The One About The Tiger

I'm part of 750words.com, a site where members are encouraged to write 750 words daily. It's a brain-rattling exercise intended to get users in the habit of writing fluidly and freely. I've been doing it for a week or so now, and this one is my favourite. Please be advised that this was written in one sustained burst with absolutely minimal editing and a slight temperature.

Welcome Carl. Let's bring in the Supplicants. Supplicants, say hi to Carl. Carl here is going to tell us his sins and take part in the Rite of Initiation, and in return we're going to do a little dance. Think you can handle that, Carl?

Good. Now first, here's a copy of Waiting For Godot. We'd like you to open to page 42 and read along as we perform. Didn't we tell you that we perform portions of Waiting for Godot every fortnight? Last time we were interrupted by the tiger, so we didn't get as far as we anticipated. Supplicant #5 was going to read Lucky's monologue. "The stone! In Connemara! The stone!" Supplicant #5 can't do it now, though. We're on a strict rotating schedule, and anyway, the tiger ate him. No, we don't know how the tiger got here. Yes, we're aware that this is northern Scotland. Not generally part of a tiger's natural habitat. Maybe habitat loss has shifted the tiger's natural hunting grounds? No, probably not all the way up to Scotland.

I'm aware of how that sounds. But I swear it was a tiger. It roared and ran around and it had all the necessary stripes. Some might say it was a paragon of tigerness, but me, I'm just Supplicant #2, what I know about tigers you could fit inside a tiger's stomach. Like Supplicant #5! Most of him, anyway. Parts didn't seem to fit, or maybe the tiger has a discerning palate. We hosed the place down and gave #5 a proper burial. One day we'll get the tiger and then we can finish the funeral for him. Or her, we don't know. These cloaks and hoods cover quite a lot, but I have to say I enjoyed the sex with #5 more than with the other Supplicants. Probably that vagina thing, hey? I expect it's a vagina thing.

One day we'll find the tiger, kill it and bury it, and that will be the end of #5's rites. We were just up to page 42 of the rites, which is also Waiting for Godot, when the tiger came back and interrupted us again. So now we never start before page 42. I think this play's jinxed. But it's the only book we have, and seriously, it's a play and not that long. Starting off at page 42 makes for an abbreviated read. Can you pass me a light? I need to light the torches, and then we need to spray the whole place with blood. Warm, spicy human blood. Why? You know, I never thought to ask. It's part of the Rite of Initiation, and I think it's in the stage directions for Godot. And if it isn't, I wouldn't know, because we refuse to open the book to any page before 42. Yes, because of the tiger.
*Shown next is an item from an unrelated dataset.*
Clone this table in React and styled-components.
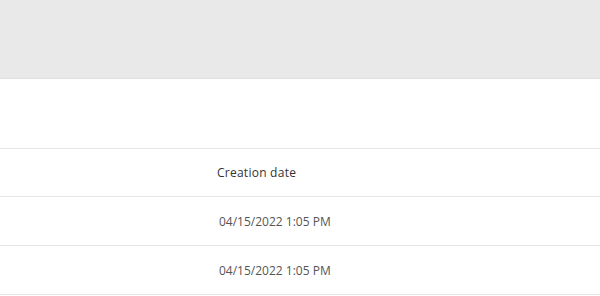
import React from 'react'
import styled, { createGlobalStyle } from 'styled-components'

const GlobalStyle = createGlobalStyle`
  html, body {
    margin: 0;
    padding: 0;
    background: #fff;
    font-family: "Open Sans", "Liberation Sans", sans-serif;
  }
`

const Page = styled.div`
  width: 600px;
  height: 296px;
  overflow: hidden;
`

const TopBar = styled.div`
  height: 78px;
  background: #e9e9e9;
  border-bottom: 1px solid #e0e0e0;
`

const Toolbar = styled.div`
  height: 69px;
`

const Table = styled.div`
  display: flex;
  flex-direction: column;
`

const Row = styled.div`
  display: grid;
  grid-template-columns: 207px 1fr;
  align-items: center;
  height: ${p => (p.$head ? '47px' : '48px')};
  border-top: 1px solid #e6e6e6;
  &:last-child {
    border-bottom: 1px solid #e6e6e6;
  }
`

const Cell = styled.div`
  font-size: 12px;
  color: ${p => (p.$head ? '#333' : '#555')};
  padding-left: ${p => (p.$head ? '10px' : '12px')};
  letter-spacing: ${p => (p.$head ? '0.25px' : '0')};
  white-space: nowrap;
`

const rows = ['04/15/2022 1:05 PM', '04/15/2022 1:05 PM']

export default function App() {
  return (
    <Page>
      <GlobalStyle />
      <TopBar />
      <Toolbar />
      <Table>
        <Row $head>
          <Cell />
          <Cell $head>Creation date</Cell>
        </Row>
        {rows.map((d, i) => (
          <Row key={i}>
            <Cell />
            <Cell>{d}</Cell>
          </Row>
        ))}
      </Table>
    </Page>
  )
}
Well now, you make a good point, but I don't feel like taking chances. You want to take chances with a tiger? Tigers don't play cards, my friend. Bet your life with a tiger in the mix and it's a good chance the tiger will be going home with the goods. And by goods I mean your dead body. And by home I mean a lair of some kind, possibly a cave or a tree. I know leopards like trees, why wouldn't tigers? They're all cats, after all. Just like we're all human beings. And more specifically, we're Supplicants. I'm in charge here. That's right, me, Supplicant #2. Who is #1? You are #6, ha ha. But actually you are, or will be, after the initiation of Beckett and Blood and Tiger Attack.

Yes, we put the tiger in the ceremony anyway because there's just no knowing, is there? You can't tell. "No man may know the day or hour" when the tiger comes, swinging his pocket watch and asking for a cigarette. Pocket watch, yes. That's how we know it's the tiger. He comes by with the watch and has a smoke, and then he attacks. He's a wily one. A little portly. He also delivers the mail, which is nice, especially in a rural location such as this.

Hold on, Supplicant #24 has just informed me that I'm talking about the postman, not the tiger. The tiger doesn't deliver mail, he swings his heavy paw at our exposed necks and stomachs. There's a difference, let me tell you! "Oh the postman's here, just come to drop off some disembowelment!" That would be funny, wouldn't it? But no, it wouldn't be very funny at all.

This has been a message from the Church of the Tiger.